### Exercise
Gather all lines in the data that hold the string "Output".

### Data section
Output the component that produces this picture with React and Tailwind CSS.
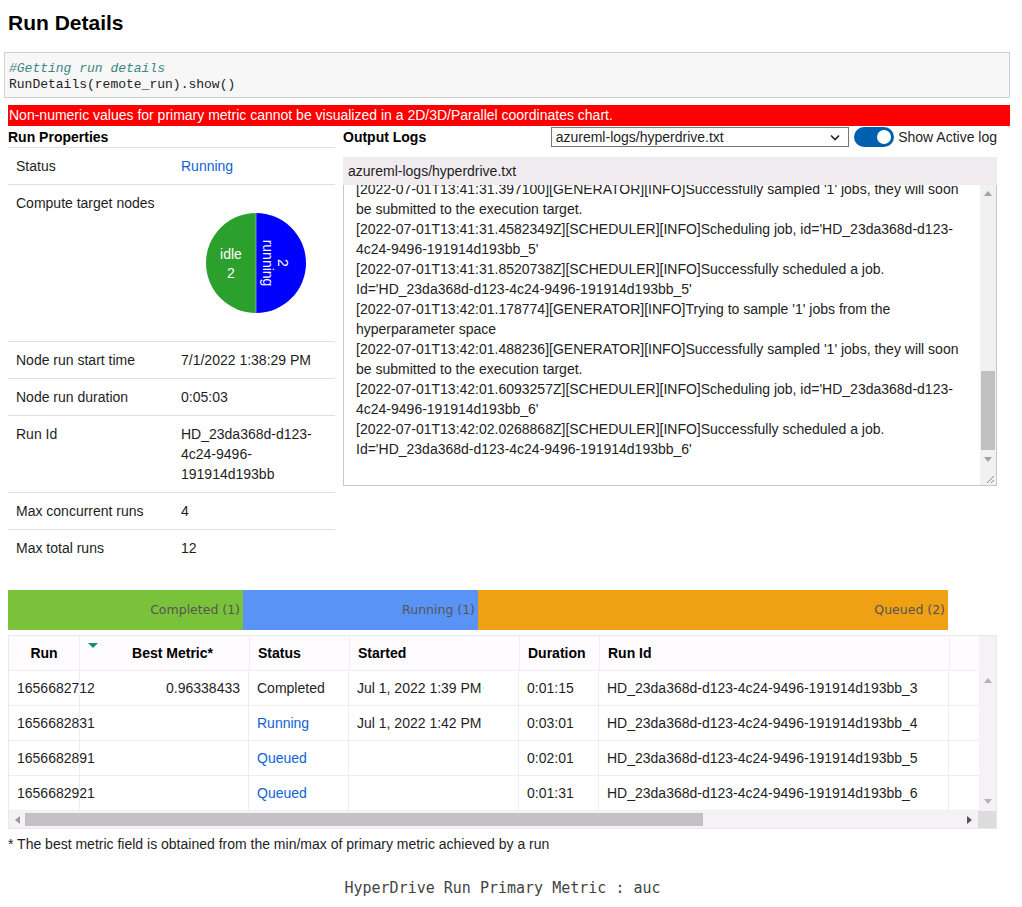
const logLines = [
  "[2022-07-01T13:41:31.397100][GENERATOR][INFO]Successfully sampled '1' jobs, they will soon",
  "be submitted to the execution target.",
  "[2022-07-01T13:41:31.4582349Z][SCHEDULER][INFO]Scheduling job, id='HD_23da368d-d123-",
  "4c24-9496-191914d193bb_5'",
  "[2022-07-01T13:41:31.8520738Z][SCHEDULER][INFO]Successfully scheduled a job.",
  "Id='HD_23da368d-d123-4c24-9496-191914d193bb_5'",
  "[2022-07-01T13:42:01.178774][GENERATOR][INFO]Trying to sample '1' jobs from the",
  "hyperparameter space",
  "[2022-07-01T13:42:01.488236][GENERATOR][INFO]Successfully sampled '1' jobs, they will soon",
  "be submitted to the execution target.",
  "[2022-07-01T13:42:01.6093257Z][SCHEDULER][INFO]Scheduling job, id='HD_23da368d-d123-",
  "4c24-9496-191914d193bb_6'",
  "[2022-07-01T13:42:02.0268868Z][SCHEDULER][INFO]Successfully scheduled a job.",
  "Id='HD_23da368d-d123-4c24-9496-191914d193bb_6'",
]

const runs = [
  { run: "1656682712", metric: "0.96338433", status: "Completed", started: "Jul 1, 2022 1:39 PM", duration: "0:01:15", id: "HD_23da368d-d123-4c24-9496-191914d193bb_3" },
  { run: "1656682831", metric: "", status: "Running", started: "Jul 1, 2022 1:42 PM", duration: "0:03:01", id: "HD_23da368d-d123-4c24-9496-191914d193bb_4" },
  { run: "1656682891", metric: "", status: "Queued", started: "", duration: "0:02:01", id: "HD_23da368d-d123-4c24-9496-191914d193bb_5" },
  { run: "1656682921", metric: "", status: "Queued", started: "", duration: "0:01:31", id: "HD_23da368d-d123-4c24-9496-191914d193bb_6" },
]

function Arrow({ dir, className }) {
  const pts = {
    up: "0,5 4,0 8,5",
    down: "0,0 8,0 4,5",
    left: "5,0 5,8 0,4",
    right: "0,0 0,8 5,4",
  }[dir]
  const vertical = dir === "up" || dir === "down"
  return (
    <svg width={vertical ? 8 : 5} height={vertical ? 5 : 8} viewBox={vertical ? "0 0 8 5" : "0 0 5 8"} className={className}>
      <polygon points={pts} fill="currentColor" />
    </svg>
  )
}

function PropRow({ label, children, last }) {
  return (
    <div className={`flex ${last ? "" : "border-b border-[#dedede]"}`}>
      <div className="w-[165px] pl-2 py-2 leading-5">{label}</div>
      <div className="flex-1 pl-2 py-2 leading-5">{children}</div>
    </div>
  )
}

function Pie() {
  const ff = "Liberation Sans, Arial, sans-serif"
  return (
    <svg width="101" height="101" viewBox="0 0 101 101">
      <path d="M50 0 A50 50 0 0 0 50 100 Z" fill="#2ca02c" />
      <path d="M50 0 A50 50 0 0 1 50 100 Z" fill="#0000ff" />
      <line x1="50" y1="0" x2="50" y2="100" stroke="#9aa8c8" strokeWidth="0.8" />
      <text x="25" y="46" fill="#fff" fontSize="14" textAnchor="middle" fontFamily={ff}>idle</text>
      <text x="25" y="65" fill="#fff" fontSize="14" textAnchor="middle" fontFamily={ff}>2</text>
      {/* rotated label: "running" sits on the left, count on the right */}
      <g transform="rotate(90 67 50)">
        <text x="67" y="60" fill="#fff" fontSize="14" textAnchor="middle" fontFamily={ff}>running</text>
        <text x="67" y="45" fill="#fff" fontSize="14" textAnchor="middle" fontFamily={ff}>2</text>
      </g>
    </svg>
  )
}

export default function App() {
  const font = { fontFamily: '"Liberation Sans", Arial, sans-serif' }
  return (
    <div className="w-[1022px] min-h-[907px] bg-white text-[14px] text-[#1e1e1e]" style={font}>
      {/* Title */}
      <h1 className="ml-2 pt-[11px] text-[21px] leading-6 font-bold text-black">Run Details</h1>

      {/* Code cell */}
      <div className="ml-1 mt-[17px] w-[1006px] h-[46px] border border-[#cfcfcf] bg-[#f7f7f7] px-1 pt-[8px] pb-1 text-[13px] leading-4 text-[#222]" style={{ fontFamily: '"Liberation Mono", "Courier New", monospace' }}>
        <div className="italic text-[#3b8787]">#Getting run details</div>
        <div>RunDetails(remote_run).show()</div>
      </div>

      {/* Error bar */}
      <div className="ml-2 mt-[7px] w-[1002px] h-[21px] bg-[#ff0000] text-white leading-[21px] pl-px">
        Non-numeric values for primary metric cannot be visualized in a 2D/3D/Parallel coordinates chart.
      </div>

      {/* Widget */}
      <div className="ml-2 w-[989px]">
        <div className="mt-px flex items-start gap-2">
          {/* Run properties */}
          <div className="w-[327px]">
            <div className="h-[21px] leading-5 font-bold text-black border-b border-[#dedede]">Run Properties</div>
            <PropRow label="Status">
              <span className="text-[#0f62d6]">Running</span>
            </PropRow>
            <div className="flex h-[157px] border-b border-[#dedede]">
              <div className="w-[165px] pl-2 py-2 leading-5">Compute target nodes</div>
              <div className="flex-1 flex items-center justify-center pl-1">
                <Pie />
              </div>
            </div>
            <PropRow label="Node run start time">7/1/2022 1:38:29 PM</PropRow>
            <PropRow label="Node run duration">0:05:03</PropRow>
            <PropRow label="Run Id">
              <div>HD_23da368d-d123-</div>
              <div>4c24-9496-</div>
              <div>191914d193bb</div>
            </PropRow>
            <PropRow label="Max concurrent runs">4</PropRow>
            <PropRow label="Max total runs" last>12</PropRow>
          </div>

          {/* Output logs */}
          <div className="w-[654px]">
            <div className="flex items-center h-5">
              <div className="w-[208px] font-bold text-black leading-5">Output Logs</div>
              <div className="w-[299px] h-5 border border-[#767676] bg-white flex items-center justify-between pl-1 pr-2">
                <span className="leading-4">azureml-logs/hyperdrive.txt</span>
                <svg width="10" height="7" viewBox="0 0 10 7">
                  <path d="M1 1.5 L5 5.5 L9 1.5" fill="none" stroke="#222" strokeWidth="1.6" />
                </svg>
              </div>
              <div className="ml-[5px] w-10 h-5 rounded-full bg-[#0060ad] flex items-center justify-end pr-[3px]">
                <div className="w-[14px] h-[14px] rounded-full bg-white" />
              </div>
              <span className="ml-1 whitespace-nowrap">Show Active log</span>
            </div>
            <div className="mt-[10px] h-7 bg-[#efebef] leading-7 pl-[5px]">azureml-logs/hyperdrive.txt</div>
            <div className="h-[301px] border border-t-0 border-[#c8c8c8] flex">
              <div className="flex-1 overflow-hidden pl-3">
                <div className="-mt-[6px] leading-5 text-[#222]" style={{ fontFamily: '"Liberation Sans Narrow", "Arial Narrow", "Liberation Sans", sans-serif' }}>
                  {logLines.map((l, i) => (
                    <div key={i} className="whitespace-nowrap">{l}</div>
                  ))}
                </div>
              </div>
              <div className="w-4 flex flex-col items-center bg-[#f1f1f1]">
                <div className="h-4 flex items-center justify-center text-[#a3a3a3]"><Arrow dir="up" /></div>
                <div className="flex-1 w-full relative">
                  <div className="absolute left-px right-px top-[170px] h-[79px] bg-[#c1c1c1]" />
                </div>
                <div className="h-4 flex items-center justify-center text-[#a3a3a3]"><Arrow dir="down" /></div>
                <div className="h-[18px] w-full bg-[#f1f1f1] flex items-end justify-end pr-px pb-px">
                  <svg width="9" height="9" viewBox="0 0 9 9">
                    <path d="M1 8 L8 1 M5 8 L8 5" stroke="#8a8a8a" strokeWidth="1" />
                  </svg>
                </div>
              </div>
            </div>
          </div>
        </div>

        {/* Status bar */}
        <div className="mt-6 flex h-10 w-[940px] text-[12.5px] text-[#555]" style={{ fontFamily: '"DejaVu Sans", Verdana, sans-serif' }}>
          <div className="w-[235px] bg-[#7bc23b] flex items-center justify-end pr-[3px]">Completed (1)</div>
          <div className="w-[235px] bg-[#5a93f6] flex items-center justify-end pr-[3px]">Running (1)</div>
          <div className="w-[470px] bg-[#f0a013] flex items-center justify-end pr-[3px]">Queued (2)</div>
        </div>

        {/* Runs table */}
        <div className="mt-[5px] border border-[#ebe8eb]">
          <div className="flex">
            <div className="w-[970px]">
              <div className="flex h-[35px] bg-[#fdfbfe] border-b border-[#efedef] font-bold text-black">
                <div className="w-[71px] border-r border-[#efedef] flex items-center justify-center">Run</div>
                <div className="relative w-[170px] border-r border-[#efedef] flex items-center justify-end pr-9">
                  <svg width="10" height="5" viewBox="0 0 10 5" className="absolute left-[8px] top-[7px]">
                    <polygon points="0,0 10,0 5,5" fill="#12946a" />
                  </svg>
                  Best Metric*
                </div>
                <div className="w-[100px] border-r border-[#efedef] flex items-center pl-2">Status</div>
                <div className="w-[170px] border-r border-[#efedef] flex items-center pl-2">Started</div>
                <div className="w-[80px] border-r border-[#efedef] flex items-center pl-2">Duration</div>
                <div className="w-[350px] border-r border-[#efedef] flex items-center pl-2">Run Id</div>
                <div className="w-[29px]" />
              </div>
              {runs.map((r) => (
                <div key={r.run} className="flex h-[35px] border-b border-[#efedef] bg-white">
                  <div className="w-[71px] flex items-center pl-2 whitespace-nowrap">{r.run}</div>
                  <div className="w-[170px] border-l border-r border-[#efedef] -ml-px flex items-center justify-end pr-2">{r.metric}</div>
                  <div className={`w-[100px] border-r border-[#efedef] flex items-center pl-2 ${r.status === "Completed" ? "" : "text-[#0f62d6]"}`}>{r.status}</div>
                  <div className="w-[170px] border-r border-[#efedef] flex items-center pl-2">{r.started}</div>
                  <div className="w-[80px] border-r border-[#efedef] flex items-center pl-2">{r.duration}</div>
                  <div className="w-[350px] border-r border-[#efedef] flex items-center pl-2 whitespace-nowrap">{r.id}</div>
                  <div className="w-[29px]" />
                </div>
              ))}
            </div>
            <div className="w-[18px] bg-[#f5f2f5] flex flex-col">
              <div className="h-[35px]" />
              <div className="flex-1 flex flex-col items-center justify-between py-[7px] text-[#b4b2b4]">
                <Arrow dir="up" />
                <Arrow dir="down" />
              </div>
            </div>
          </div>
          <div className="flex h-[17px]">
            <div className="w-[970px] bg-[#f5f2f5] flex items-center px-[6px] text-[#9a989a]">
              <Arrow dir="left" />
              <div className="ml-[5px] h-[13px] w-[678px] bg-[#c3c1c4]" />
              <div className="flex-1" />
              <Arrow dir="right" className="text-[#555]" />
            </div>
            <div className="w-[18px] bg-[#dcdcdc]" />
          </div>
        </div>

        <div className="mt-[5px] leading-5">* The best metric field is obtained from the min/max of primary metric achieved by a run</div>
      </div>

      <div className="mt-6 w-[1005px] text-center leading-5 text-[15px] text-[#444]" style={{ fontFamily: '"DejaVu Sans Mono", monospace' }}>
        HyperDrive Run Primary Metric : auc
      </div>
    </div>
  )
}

### Task result
Output the component that produces this picture with React and Tailwind CSS.
          {/* Output logs */}
              <div className="w-[208px] font-bold text-black leading-5">Output Logs</div>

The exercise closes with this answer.